The lone turnover turns the game
Sunday marked the first time in six games that the Patriots failed to force multiple turnovers – but the one takeaway they did manage was certainly meaningful.

Before it, the Packers had started to feel good about their chances and the way they were playing. They’d successfully held the Patriots out of the end zone with a goal-line stand, withstood another Pats possession after punting from their end zone, and advanced into New England territory after starting a drive at their own 7.

They were essentially in field-goal range, but thinking bigger when Aaron Jones carried over left tackle on the first play of the fourth quarter. He was six yards down field when Patriots’ defensive lineman Lawrence Guy got his big mitt on the ball and whacked it free, setting off a scrum from which New England cornerback Stephon Gilmore came away with possession. The Pats took over at the 24, and within the next 13 offensive plays had built a 14-point lead.

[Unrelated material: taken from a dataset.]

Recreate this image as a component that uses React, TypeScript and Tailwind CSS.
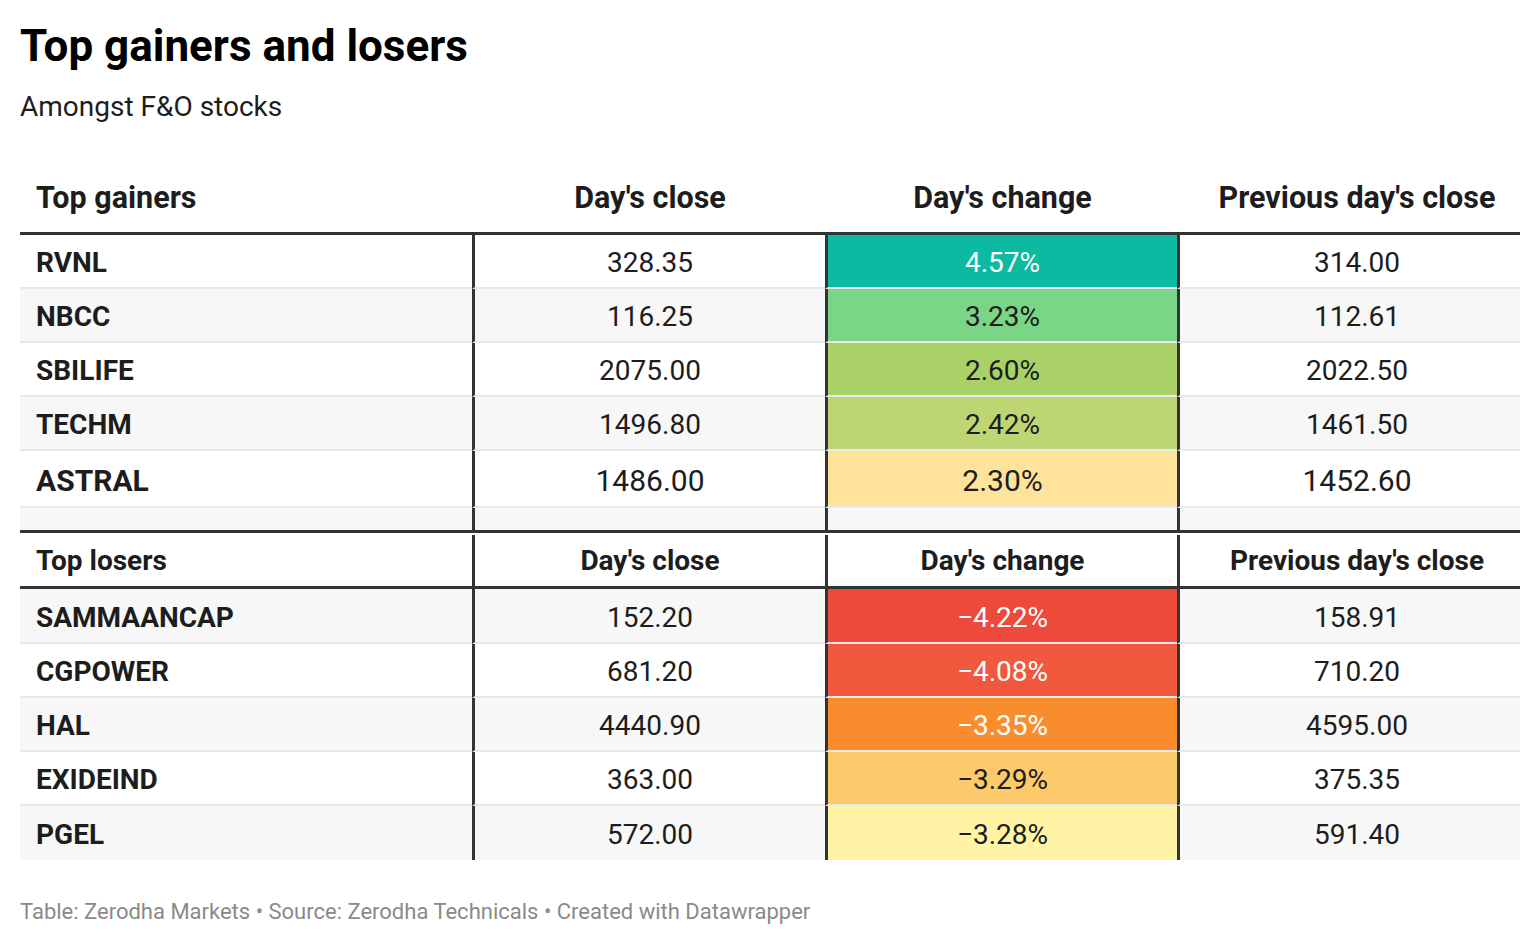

There was a significant development on the other side of the turnover ledger, too. After giving the ball away three times against the Bears, the Patriots had coughed it up at least once in each of their first seven games this season. They protected it at Buffalo last Monday, then did so again Sunday night. The links between ball security and success are undeniable, and finally the Patriots don’t appear intent on challenge that convention.

Red zone troubles
When officials overturned what was initially ruled Cordarrelle Patterson’s second rushing touchdown, and instead placed the ball inside the Packers’ 1 yard line, the Patriots needed to pick up just a couple of feet to retake the lead in the middle of the third quarter.

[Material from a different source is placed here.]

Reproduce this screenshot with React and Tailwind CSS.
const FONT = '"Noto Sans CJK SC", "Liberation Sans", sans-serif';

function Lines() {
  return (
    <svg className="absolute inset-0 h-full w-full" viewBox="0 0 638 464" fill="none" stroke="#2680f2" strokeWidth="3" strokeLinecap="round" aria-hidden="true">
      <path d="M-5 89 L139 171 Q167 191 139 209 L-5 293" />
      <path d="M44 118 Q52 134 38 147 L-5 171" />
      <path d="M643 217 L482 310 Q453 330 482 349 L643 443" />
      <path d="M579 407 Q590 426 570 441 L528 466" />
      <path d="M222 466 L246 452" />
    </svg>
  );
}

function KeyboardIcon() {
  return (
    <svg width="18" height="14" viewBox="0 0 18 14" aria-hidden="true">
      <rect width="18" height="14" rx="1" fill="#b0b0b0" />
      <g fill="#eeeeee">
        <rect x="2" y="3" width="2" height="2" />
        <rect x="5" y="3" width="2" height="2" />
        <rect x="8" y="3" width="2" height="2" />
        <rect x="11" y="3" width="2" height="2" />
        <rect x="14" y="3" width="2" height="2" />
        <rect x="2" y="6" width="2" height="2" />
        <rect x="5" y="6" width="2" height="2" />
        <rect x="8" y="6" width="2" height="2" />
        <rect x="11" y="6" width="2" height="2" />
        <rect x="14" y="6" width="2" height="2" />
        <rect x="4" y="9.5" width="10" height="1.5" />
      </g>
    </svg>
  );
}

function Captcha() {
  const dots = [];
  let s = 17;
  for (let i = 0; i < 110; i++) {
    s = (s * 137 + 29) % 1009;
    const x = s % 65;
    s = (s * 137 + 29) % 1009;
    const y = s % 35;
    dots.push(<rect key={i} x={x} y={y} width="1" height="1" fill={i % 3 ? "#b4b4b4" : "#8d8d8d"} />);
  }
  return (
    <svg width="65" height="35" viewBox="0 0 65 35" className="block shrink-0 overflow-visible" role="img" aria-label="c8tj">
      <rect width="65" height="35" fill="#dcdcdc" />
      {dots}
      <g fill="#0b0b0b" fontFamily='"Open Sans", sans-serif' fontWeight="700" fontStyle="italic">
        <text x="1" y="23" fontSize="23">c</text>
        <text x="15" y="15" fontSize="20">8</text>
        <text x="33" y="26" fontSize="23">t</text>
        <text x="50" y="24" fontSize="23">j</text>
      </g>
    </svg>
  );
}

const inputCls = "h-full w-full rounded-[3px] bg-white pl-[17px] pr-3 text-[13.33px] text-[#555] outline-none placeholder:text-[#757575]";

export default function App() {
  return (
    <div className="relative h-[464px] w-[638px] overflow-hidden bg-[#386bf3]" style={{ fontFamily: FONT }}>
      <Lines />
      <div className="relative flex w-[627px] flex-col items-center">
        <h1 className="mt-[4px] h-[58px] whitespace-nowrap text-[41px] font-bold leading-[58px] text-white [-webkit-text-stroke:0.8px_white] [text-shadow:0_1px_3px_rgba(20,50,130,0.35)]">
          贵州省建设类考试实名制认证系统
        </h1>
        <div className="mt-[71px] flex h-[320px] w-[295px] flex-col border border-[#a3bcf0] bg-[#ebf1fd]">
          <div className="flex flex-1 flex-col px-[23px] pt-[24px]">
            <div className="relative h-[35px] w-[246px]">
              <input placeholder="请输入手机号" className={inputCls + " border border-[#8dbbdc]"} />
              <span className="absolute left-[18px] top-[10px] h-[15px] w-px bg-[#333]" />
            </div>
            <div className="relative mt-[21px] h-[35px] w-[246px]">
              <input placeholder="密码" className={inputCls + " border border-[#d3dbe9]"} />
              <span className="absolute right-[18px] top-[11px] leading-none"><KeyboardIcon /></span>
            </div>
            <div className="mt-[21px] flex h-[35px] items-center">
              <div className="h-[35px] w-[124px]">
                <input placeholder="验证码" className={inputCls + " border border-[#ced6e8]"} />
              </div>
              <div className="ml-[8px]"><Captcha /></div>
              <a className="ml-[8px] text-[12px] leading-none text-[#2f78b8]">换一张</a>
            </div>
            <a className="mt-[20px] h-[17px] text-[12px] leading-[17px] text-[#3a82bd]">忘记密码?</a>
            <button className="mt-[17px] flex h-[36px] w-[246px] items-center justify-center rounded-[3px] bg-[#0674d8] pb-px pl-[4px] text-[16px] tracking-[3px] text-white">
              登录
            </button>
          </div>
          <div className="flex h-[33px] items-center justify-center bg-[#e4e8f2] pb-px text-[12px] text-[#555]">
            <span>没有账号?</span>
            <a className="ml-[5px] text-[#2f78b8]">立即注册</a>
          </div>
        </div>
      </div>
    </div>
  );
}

They couldn’t, though. And their failure to convert put on display the fact the Pats don’t appear to have a reliable red-zone target for Brady to look to in those turning-point predicaments.

Sunday night New England couldn’t cash in on a couple of goal-to-go opportunities, and the first half of the season suggests that blaming it on the absence of Rob Gronkowski is far too simple an excuse – because Gronkowski hasn’t been much of a red-zone factor at all. He hasn’t scored since Week 1, and that came from 21 yards out. For the season, Brady has only thrown to him in the red zone twice, per Pro-Football-Reference.

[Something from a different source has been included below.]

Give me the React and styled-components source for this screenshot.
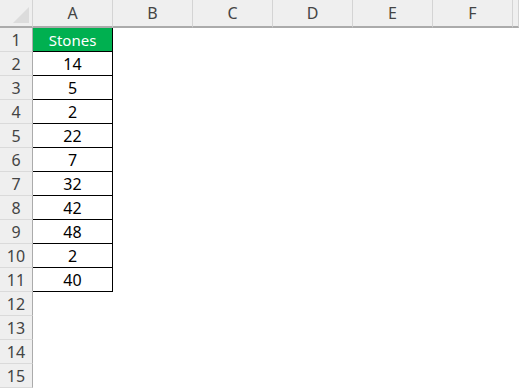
import styled, { createGlobalStyle } from "styled-components";

const GlobalStyle = createGlobalStyle`
  html, body {
    margin: 0;
    padding: 0;
    background: #ffffff;
    overflow: hidden;
  }
`;

const columns = ["A", "B", "C", "D", "E", "F"];
const values = [14, 5, 2, 22, 7, 32, 42, 48, 2, 40];
const rowCount = 15;

const Sheet = styled.div`
  display: grid;
  grid-template-columns: 33px repeat(6, 80px) 1fr;
  grid-auto-rows: 24px;
  grid-template-rows: 28px;
  width: 519px;
  height: 391px;
  font-family: "Noto Sans", "Liberation Sans", sans-serif;
  font-size: 15px;
  color: #000;
`;

const Corner = styled.div`
  background: #efefef;
  border-right: 1px solid #d4d4d4;
  border-bottom: 2px solid #ababab;
  position: relative;

  &::after {
    content: "";
    position: absolute;
    right: 3px;
    bottom: 3px;
    width: 0;
    height: 0;
    border-left: 16px solid transparent;
    border-bottom: 16px solid #dcdcdc;
  }
`;

const ColHead = styled.div`
  background: #efefef;
  border-right: 1px solid #d4d4d4;
  border-bottom: 2px solid #ababab;
  display: flex;
  align-items: center;
  justify-content: center;
  color: #444;
  font-size: 16px;
`;

const RowHead = styled.div`
  background: #efefef;
  border-right: 1px solid #ababab;
  border-bottom: 1px solid #dadada;
  display: flex;
  align-items: center;
  justify-content: center;
  color: #444;
  font-size: 16px;
`;

const Cell = styled.div`
  display: flex;
  align-items: center;
  justify-content: center;
  box-sizing: border-box;
  background: ${(p) => (p.$head ? "#00b050" : "#fff")};
  color: ${(p) => (p.$head ? "#fff" : "#000")};
  font-size: ${(p) => (p.$head ? "15px" : "16px")};
  border-right: ${(p) => (p.$boxed ? "1px solid #000" : "none")};
  border-bottom: ${(p) => (p.$boxed ? "1px solid #000" : "none")};
`;

export default function App() {
  const rows = [];
  for (let r = 1; r <= rowCount; r++) {
    rows.push(<RowHead key={`h${r}`}>{r}</RowHead>);
    let content = "";
    if (r === 1) content = "Stones";
    else if (r - 2 < values.length) content = values[r - 2];
    const boxed = r <= values.length + 1;
    rows.push(
      <Cell key={`a${r}`} $head={r === 1} $boxed={boxed}>
        {content}
      </Cell>
    );
    for (let c = 1; c < columns.length; c++) {
      rows.push(<Cell key={`c${r}-${c}`} />);
    }
    rows.push(<Cell key={`x${r}`} />);
  }

  return (
    <>
      <GlobalStyle />
      <Sheet>
        <Corner />
        {columns.map((c) => (
          <ColHead key={c}>{c}</ColHead>
        ))}
        <ColHead />
        {rows}
      </Sheet>
    </>
  );
}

Entering Sunday, White had been Brady’s top red-zone target (12 passes), followed by Edelman (eight), but they were both blanketed on third down after Patterson’s touchdown was overturned, and so on fourth down the choice was to throw toward Josh Gordon in single-coverage. Gordon slipped as he turned to adjust to the ball, and so the pass hit the defender and fell incomplete. It was Gordon’s fourth red-zone target since joining the Pats; only one has been completed. And it didn’t result in a touchdown.

If the Patriots can continue to run the ball effectively in short-yardage situations, they should be able to survive this shortcoming. They went 3-for-5 in the red zone Sunday by going to the ground game, with Patterson banging it in from five yards out between eight- and one-yard scores from White. The threat of rookie Sony Michel should help ensure that, and regardless of his numbers no opponent will dare dial back its attention paid to Gronkowski in those spots.

But through nine games, despite all their offensive talent, and having a decision-maker of Brady’s caliber pulling the trigger, it’s becoming evident that in order for the Patriots to produce at their full potential the passing game near the goal line needs to significantly improve.

Getting it in chunks
The Patriots typically make their living dinking and dunking and moving the ball by way of smaller gains, but Sunday night the Packers proved susceptible to bigger gains – and New England struck.

Most evident was the 55-yard dagger that Brady connected on with Gordon, then there was the 37-yard hookup from Edelman to White. But there was more. Brady and Edelman paired up for 33 yards off a flea-flicker. Gordon caught another ball for 29 yards, elevating over his defender to snag it. Patterson earned himself more carries with runs of 25 and 17, and all together the Pats had 10 offensive plays gain at least 17 yards. Unsurprisingly, all of those came as part of drives that led to points for the Patriots.

And just as unsurprisingly, here it is, November, and the Patriots are 7-2.